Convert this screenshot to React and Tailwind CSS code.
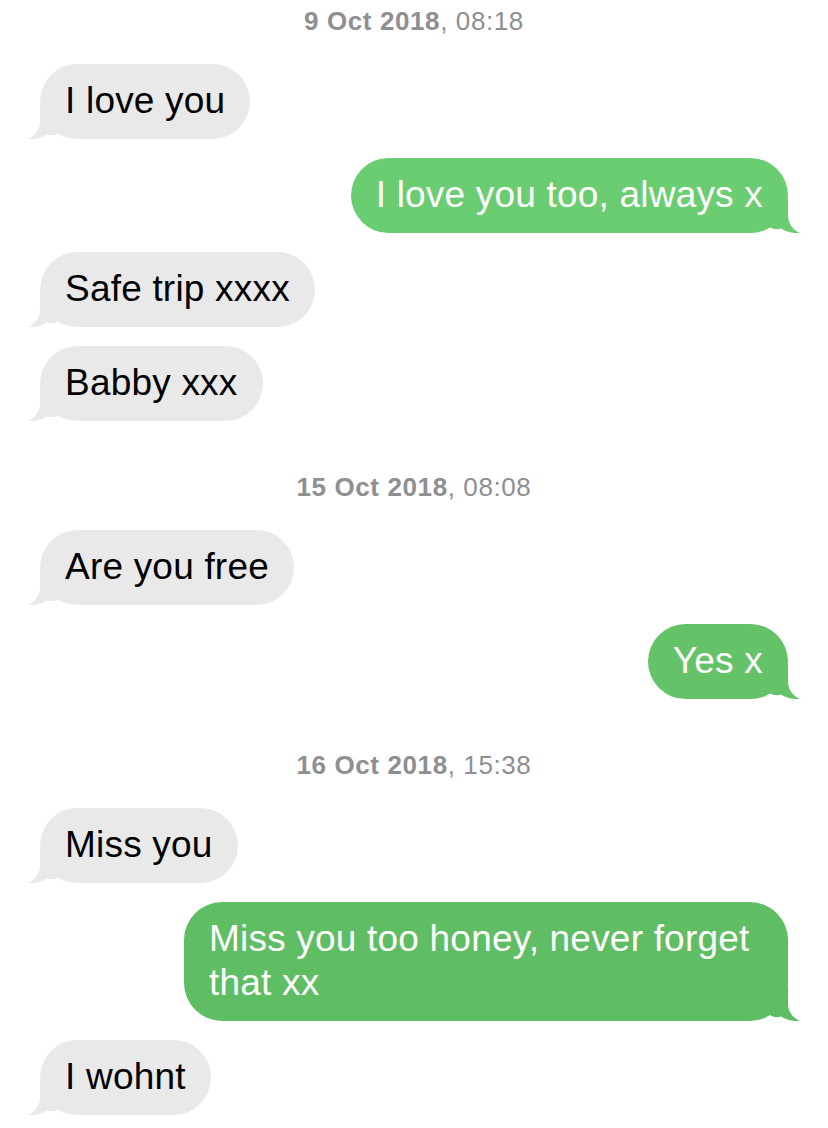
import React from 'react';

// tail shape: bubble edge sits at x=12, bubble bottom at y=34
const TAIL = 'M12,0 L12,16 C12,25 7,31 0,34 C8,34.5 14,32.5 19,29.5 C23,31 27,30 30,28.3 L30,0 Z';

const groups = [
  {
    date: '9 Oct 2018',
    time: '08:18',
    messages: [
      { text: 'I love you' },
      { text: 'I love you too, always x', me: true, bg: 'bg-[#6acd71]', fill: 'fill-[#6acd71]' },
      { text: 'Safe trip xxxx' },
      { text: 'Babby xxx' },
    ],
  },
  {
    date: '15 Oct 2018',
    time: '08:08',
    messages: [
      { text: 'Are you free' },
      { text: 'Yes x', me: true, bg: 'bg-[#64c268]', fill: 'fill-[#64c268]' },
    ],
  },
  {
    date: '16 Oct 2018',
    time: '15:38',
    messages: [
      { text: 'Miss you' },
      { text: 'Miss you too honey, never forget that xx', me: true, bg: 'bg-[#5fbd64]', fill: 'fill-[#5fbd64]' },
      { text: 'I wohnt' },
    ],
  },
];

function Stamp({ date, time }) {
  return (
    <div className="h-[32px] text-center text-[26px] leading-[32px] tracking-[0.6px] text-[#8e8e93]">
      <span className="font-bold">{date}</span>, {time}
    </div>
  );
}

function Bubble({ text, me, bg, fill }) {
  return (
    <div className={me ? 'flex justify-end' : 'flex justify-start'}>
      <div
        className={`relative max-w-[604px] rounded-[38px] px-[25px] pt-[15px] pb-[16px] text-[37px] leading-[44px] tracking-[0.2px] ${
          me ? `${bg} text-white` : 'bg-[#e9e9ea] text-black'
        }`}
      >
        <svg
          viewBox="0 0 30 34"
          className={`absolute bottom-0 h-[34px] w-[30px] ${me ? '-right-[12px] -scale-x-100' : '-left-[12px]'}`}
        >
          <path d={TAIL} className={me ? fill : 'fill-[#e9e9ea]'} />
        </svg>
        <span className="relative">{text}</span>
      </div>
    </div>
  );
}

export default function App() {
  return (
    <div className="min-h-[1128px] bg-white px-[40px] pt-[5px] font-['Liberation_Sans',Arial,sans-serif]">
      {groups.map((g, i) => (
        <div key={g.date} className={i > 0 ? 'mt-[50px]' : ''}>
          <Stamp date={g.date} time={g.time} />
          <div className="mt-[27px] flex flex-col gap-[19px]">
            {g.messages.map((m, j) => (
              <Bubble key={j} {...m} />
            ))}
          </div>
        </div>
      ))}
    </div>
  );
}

——

--- WRITTEN PROBLEM ---
Leave out the pictures and copy the rest of the material above exactly.

--- TASK SOLUTION ---
Convert this screenshot to React and Tailwind CSS code.
import React from 'react';

// tail shape: bubble edge sits at x=12, bubble bottom at y=34
const TAIL = 'M12,0 L12,16 C12,25 7,31 0,34 C8,34.5 14,32.5 19,29.5 C23,31 27,30 30,28.3 L30,0 Z';

const groups = [
  {
    date: '9 Oct 2018',
    time: '08:18',
    messages: [
      { text: 'I love you' },
      { text: 'I love you too, always x', me: true, bg: 'bg-[#6acd71]', fill: 'fill-[#6acd71]' },
      { text: 'Safe trip xxxx' },
      { text: 'Babby xxx' },
    ],
  },
  {
    date: '15 Oct 2018',
    time: '08:08',
    messages: [
      { text: 'Are you free' },
      { text: 'Yes x', me: true, bg: 'bg-[#64c268]', fill: 'fill-[#64c268]' },
    ],
  },
  {
    date: '16 Oct 2018',
    time: '15:38',
    messages: [
      { text: 'Miss you' },
      { text: 'Miss you too honey, never forget that xx', me: true, bg: 'bg-[#5fbd64]', fill: 'fill-[#5fbd64]' },
      { text: 'I wohnt' },
    ],
  },
];

function Stamp({ date, time }) {
  return (
    <div className="h-[32px] text-center text-[26px] leading-[32px] tracking-[0.6px] text-[#8e8e93]">
      <span className="font-bold">{date}</span>, {time}
    </div>
  );
}

function Bubble({ text, me, bg, fill }) {
  return (
    <div className={me ? 'flex justify-end' : 'flex justify-start'}>
      <div
        className={`relative max-w-[604px] rounded-[38px] px-[25px] pt-[15px] pb-[16px] text-[37px] leading-[44px] tracking-[0.2px] ${
          me ? `${bg} text-white` : 'bg-[#e9e9ea] text-black'
        }`}
      >
        <svg
          viewBox="0 0 30 34"
          className={`absolute bottom-0 h-[34px] w-[30px] ${me ? '-right-[12px] -scale-x-100' : '-left-[12px]'}`}
        >
          <path d={TAIL} className={me ? fill : 'fill-[#e9e9ea]'} />
        </svg>
        <span className="relative">{text}</span>
      </div>
    </div>
  );
}

export default function App() {
  return (
    <div className="min-h-[1128px] bg-white px-[40px] pt-[5px] font-['Liberation_Sans',Arial,sans-serif]">
      {groups.map((g, i) => (
        <div key={g.date} className={i > 0 ? 'mt-[50px]' : ''}>
          <Stamp date={g.date} time={g.time} />
          <div className="mt-[27px] flex flex-col gap-[19px]">
            {g.messages.map((m, j) => (
              <Bubble key={j} {...m} />
            ))}
          </div>
        </div>
      ))}
    </div>
  );
}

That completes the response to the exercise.